| Ipsita Roy | |
| Workplaces: | University of Minnesota Indian Institutes of Technology |
| Alma Mater: | University of Cambridge University of Delhi |
| Thesis Title: | Studies on methylmalonyl-CoA mutase. |
| Thesis Url: | http://www.worldcat.org/oclc/556797884 |
| Thesis Year: | 1992 |
Ipsita Roy is a British-Indian materials scientist who is a professor at the University of Sheffield. Her research considers natural polymers of bacterial origin for medical applications. She was elected to the New York Academy of Sciences in 1997 and serves as the Editor of the Journal of Chemical Technology & Biotechnology.
Roy was an undergraduate student Delhi University.[1] She was awarded a Inlaks Scholarship and the Overseas Research Students Award to complete her doctoral research at the University of Cambridge.[2] Whilst at Cambridge, she was awarded the Churchill College Fellowship and the University of Cambridge Philosophical Society Fellowship. Roy was a postdoctoral student at the University of Minnesota, where she worked in fatty acid synthesis.

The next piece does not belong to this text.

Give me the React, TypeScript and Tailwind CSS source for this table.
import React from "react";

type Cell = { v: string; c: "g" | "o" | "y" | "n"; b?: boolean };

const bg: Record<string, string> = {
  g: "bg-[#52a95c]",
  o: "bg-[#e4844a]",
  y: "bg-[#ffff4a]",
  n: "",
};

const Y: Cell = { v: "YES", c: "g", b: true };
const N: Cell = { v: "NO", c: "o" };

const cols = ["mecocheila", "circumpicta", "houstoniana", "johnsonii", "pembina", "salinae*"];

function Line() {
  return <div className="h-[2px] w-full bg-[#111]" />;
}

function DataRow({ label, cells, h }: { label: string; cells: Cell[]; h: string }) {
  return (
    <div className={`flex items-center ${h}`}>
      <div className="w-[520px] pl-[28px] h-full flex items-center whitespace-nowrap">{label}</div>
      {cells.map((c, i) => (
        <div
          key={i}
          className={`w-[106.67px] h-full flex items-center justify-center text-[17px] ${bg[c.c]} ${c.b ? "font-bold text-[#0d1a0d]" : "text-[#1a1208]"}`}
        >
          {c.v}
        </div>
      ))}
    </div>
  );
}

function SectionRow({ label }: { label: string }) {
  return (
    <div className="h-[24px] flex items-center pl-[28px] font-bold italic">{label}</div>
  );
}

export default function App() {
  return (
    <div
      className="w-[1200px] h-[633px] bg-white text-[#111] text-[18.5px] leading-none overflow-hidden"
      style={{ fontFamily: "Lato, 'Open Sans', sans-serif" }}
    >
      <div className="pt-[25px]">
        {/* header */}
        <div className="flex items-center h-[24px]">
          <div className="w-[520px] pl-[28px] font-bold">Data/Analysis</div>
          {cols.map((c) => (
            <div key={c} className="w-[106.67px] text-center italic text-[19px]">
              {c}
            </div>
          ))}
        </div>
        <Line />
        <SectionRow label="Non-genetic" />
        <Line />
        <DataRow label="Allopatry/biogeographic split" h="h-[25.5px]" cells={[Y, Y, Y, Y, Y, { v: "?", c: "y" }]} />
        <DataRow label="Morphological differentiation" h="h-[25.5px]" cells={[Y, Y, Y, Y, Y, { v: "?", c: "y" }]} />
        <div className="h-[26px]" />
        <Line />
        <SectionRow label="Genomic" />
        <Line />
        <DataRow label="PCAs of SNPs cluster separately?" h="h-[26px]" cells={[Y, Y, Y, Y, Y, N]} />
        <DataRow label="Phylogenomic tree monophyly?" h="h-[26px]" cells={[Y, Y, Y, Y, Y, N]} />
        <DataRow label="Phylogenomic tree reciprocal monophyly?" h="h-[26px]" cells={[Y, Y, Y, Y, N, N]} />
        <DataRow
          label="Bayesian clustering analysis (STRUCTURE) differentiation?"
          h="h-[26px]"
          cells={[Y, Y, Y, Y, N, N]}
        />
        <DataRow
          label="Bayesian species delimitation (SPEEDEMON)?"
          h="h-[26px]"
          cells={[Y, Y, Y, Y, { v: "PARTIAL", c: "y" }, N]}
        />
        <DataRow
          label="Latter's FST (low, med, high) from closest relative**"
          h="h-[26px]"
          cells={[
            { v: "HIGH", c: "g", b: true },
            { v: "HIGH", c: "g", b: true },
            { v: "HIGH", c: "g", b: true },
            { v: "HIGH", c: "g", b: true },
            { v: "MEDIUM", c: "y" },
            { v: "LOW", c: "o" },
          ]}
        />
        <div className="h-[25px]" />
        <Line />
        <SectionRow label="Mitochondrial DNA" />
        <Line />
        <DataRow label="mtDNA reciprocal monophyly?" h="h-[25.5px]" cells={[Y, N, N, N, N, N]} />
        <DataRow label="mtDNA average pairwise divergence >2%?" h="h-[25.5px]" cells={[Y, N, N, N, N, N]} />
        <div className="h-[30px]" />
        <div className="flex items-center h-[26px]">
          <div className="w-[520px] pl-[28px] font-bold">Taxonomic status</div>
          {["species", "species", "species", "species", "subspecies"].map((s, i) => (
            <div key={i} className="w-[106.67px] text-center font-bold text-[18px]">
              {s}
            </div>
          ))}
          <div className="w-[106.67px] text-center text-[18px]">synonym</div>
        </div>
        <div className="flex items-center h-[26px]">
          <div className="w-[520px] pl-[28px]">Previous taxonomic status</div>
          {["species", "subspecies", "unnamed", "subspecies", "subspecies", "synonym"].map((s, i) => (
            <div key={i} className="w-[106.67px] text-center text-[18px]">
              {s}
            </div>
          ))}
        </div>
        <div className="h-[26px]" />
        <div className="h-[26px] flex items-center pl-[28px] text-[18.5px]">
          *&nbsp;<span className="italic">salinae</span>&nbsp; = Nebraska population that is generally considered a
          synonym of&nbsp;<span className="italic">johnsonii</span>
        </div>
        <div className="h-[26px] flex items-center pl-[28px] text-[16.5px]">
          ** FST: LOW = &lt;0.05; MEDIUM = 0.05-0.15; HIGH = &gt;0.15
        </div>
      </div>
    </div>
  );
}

Roy started her independent career at the Indian Institutes of Technology in 1996, where she started to explore biodegradable polymers, which she formed from Streptomyces. After four years as an assistant professor at the IIT, Roy moved to the United Kingdom, where she joined the University of Westminster. She led the Applied Biotechnology Research Group in the School of Life Sciences. Roy moved to the University of Sheffield in 2019, where she is Professor of Biomaterials.[3]
Roy investigates polyhydroxyalkanoates (PHAs), biocompatible, biodegradable polymers that are produced by bacteria. She has shown it is possible to form PHAs from Gram-positive bacteria which do not degrade into acidic products like polylactic acid or PLGA. At the same time, PHAs do not degrade in the bulk but on the surface, making them more stable than other biopolymers. Such polymers exist at two different molecular weights, which have very different materials properties; with short-chains being brittle and mid length chains being elastomeric. In regenerative medicine, PHAs with precise molecular weights can be used for different tissue types.[4] This makes PHAs useful for medical applications such as tissue engineering and wound healing.
Roy has worked alongside Sian Harding, Carolyn Carr and Molly Stevens at Imperial College London on the design of cardiac patches based on PHAs as platforms for cell engraftment and the controlled delivery of pharmaceuticals using PHA microspheres.